December 4, 2014 at 12:06 am
This is such a non-issue.
I would never use the print() outputs for anything more than visual inspection. Actual use of the data in further analysis would always use the full precision (or whatever default setting you have in options()) stored in the object.
The inconsistency is worth noting perhaps, but if it really bothers you submit a bug request to the R team.
There are problems in R. Idiosyncracies of different packages and functions is one them, you just need to get used to it.
December 4, 2014 at 12:16 am
Idiosyncratic programming without guides, warnings or assistance is not a non-issue. Arbitrary decisions in basic functionality are not a non-issue. Do you think that SAS, Stata and SPSS would have achieved the popularity and success they have if they had arbitrary rounding and incomprehensible help functions, with known issues in key packages that they refuse to resolve, an online help community who are rude and abrasive and an assumption that everyone who uses the product are advanced users who know all the minutia of the system and only have themselves to blame if they miss the idiosyncracies in the basic functions of the system?

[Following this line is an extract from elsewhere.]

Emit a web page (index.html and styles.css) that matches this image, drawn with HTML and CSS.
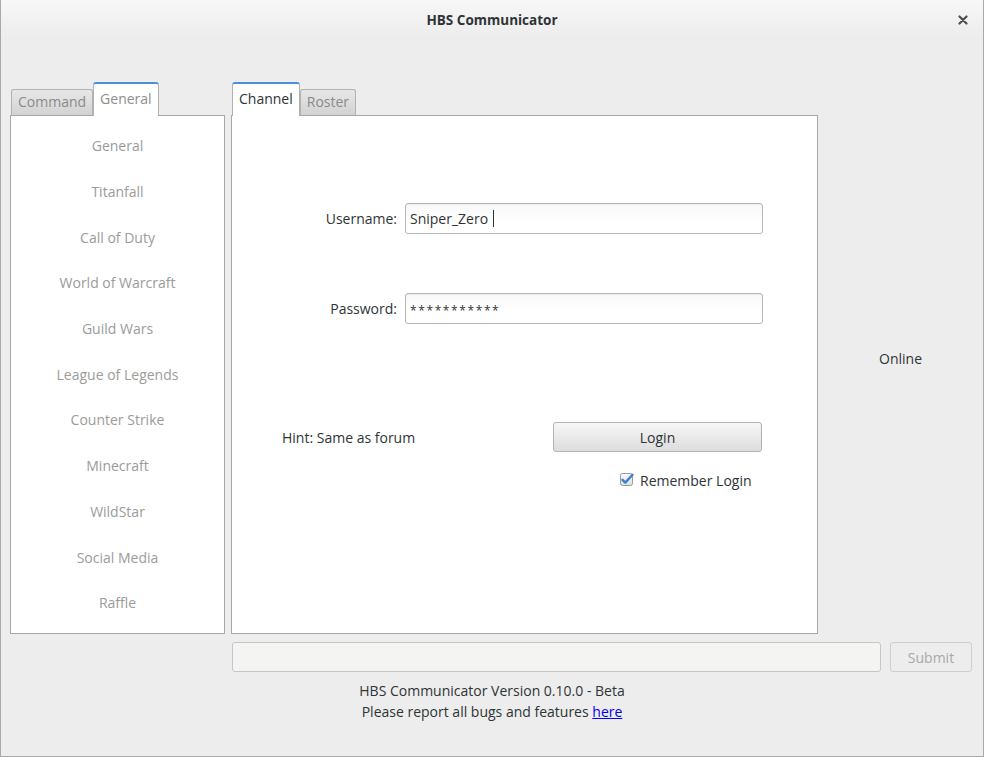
FILE: index.html
```html
<!DOCTYPE html>
<html>
<head>
<meta charset="utf-8">
<link rel="stylesheet" href="styles.css">
</head>
<body>
<div class="window">
  <div class="titlebar">
    <span class="title">HBS Communicator</span>
    <span class="close"><svg width="10" height="10" viewBox="0 0 10 10"><path d="M1.5 1.5 L8.5 8.5 M8.5 1.5 L1.5 8.5" stroke="#4a4f52" stroke-width="2.2" stroke-linecap="round"/></svg></span>
  </div>
  <div class="main">
    <div class="leftcol">
      <div class="tabbar">
        <div class="tab inactive">Command</div>
        <div class="tab active dim">General</div>
      </div>
      <div class="panel list">
        <div class="item">General</div>
        <div class="item">Titanfall</div>
        <div class="item">Call of Duty</div>
        <div class="item">World of Warcraft</div>
        <div class="item">Guild Wars</div>
        <div class="item">League of Legends</div>
        <div class="item">Counter Strike</div>
        <div class="item">Minecraft</div>
        <div class="item">WildStar</div>
        <div class="item">Social Media</div>
        <div class="item">Raffle</div>
      </div>
    </div>
    <div class="centercol">
      <div class="tabbar">
        <div class="tab active">Channel</div>
        <div class="tab inactive">Roster</div>
      </div>
      <div class="panel login">
        <div class="field">
          <span class="label">Username:</span>
          <div class="input"><span>Sniper_Zero</span><span class="caret"></span></div>
        </div>
        <div class="field second">
          <span class="label">Password:</span>
          <div class="input pw">***********</div>
        </div>
        <div class="actions">
          <span class="hint">Hint: Same as forum</span>
          <div class="button">Login</div>
        </div>
        <div class="remember">
          <svg class="check" width="14" height="14" viewBox="0 0 14 14">
            <defs><linearGradient id="cb" x1="0" y1="0" x2="0" y2="1"><stop offset="0" stop-color="#fbfbfb"/><stop offset="1" stop-color="#dedede"/></linearGradient></defs>
            <rect x="0.5" y="0.5" width="12" height="12" rx="2" fill="url(#cb)" stroke="#9a9a9a"/>
            <path d="M2.5 6.8 L5.3 9.6 L12.5 1.8" fill="none" stroke="#3b7fd1" stroke-width="2.4" stroke-linecap="round" stroke-linejoin="round"/>
          </svg>
          <span>Remember Login</span>
        </div>
      </div>
    </div>
    <div class="status">Online</div>
  </div>
  <div class="bottom">
    <div class="entry"></div>
    <div class="submit">Submit</div>
  </div>
  <div class="footer">
    <div>HBS Communicator Version 0.10.0 - Beta</div>
    <div>Please report all bugs and features <a href="#">here</a></div>
  </div>
</div>
</body>
</html>
```

FILE: styles.css
```css
html, body {
  margin: 0;
  padding: 0;
  background: #ededed;
}
body {
  font-family: "Open Sans", "Noto Sans", sans-serif;
  font-size: 14px;
  color: #2e3436;
}
.window {
  width: 984px;
  height: 757px;
  box-sizing: border-box;
  border: 1px solid #a9a9a9;
  border-top: none;
  background: #ededed;
  display: flex;
  flex-direction: column;
}
.titlebar {
  height: 40px;
  flex: none;
  position: relative;
  display: flex;
  align-items: center;
  justify-content: center;
  background: linear-gradient(#f7f7f7, #ececec);
}
.title {
  font-weight: bold;
  font-size: 13.5px;
  color: #2e3436;
}
.close {
  position: absolute;
  right: 15px;
  top: 15px;
  width: 10px;
  height: 10px;
  display: flex;
}
.main {
  display: flex;
  padding: 42px 0 0 9px;
  height: 552px;
  flex: none;
}
.leftcol {
  width: 215px;
  display: flex;
  flex-direction: column;
}
.centercol {
  width: 587px;
  margin-left: 6px;
  display: flex;
  flex-direction: column;
}
.tabbar {
  display: flex;
  align-items: flex-end;
  height: 34px;
  padding-left: 1px;
  position: relative;
  z-index: 1;
  margin-bottom: -1px;
}
.tab {
  box-sizing: border-box;
  border: 1px solid #b1b1b1;
  border-bottom: none;
  border-radius: 3px 3px 0 0;
  padding: 0 6px;
  display: flex;
  align-items: center;
}
.tab.inactive {
  height: 26px;
  background: linear-gradient(#e8e8e8, #d2d2d2);
  color: #8a8a8a;
  margin-bottom: 1px;
  padding-bottom: 3px;
}
.tab.active {
  height: 34px;
  background: #fff;
  border-top: 2px solid #4a90d9;
  color: #2e3436;
  padding-bottom: 3px;
}
.tab.active.dim {
  color: #8e8e8e;
}
.panel {
  flex: 1;
  background: #fff;
  border: 1px solid #a7a7a7;
  box-sizing: border-box;
}
.list {
  padding-top: 7px;
}
.item {
  height: 45.7px;
  display: flex;
  align-items: center;
  justify-content: center;
  color: #9b9b9b;
}
.login {
  padding-top: 87px;
  display: flex;
  flex-direction: column;
}
.field {
  display: flex;
  align-items: center;
  height: 31px;
}
.field.second {
  margin-top: 59px;
}
.label {
  width: 165px;
  text-align: right;
  margin-right: 8px;
}
.input {
  width: 358px;
  height: 31px;
  box-sizing: border-box;
  border: 1px solid #b7b7b7;
  border-radius: 3px;
  background: linear-gradient(#f9f9f9, #ffffff 60%);
  box-shadow: inset 0 1px 2px rgba(0,0,0,0.06);
  display: flex;
  align-items: center;
  padding-left: 4px;
  color: #2e3436;
}
.caret {
  display: inline-block;
  width: 1px;
  height: 17px;
  background: #2e3436;
  margin-left: 5px;
}
.pw {
  letter-spacing: 1.6px;
  font-size: 12px;
  padding-top: 3px;
}
.actions {
  margin-top: 98px;
  display: flex;
  align-items: center;
  height: 30px;
}
.hint {
  width: 321px;
  box-sizing: border-box;
  padding-left: 50px;
}
.button {
  width: 209px;
  height: 30px;
  box-sizing: border-box;
  border: 1px solid #b3b3b3;
  border-radius: 3px;
  background: linear-gradient(#f6f6f6, #dddddd);
  display: flex;
  align-items: center;
  justify-content: center;
}
.remember {
  margin-top: 19px;
  padding-left: 388px;
  display: flex;
  align-items: center;
  height: 18px;
}
.check {
  margin-right: 6px;
}
.status {
  flex: 1;
  display: flex;
  align-items: center;
  justify-content: center;
}
.bottom {
  display: flex;
  padding-left: 231px;
  margin-top: 8px;
  align-items: flex-start;
}
.entry {
  width: 649px;
  height: 30px;
  box-sizing: border-box;
  border: 1px solid #c6c6c6;
  border-radius: 3px;
  background: #f4f4f2;
}
.submit {
  margin-left: 9px;
  width: 82px;
  height: 30px;
  box-sizing: border-box;
  border: 1px solid #cfcfcf;
  border-radius: 3px;
  background: #ededed;
  color: #a8a8a8;
  display: flex;
  align-items: center;
  justify-content: center;
}
.footer {
  margin-top: 8px;
  text-align: center;
  line-height: 21px;
  color: #2e3436;
}
.footer a {
  color: #0000ee;
  text-decoration: underline;
}
```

Or to put it another way: when you interact with another mathematician, do you take their judgment about serious mathematical processes seriously if they can’t even be consistent in their presentation of basic numbers? There’s already a comment here suggesting my opinion is flawed because I appear to have confused precision and rounding. Shouldn’t the same critical view be applied to the makers of R? If they can’t be consistent in their handling of basic details of presentation, and they seriously think that 7 figures is sufficient precision for serious numerical analysis, should their efforts at more important mathematical procedures be taken seriously? Is it any wonder that the glm function in R fails where it operates smoothly in Stata? Small flaws like this are evidence of a broader problem of quality control, so no, they are not a non-issue. Try getting published in a major journal if you can’t consistently round your estimates to a reasonable precision – it’s not a non-issue then!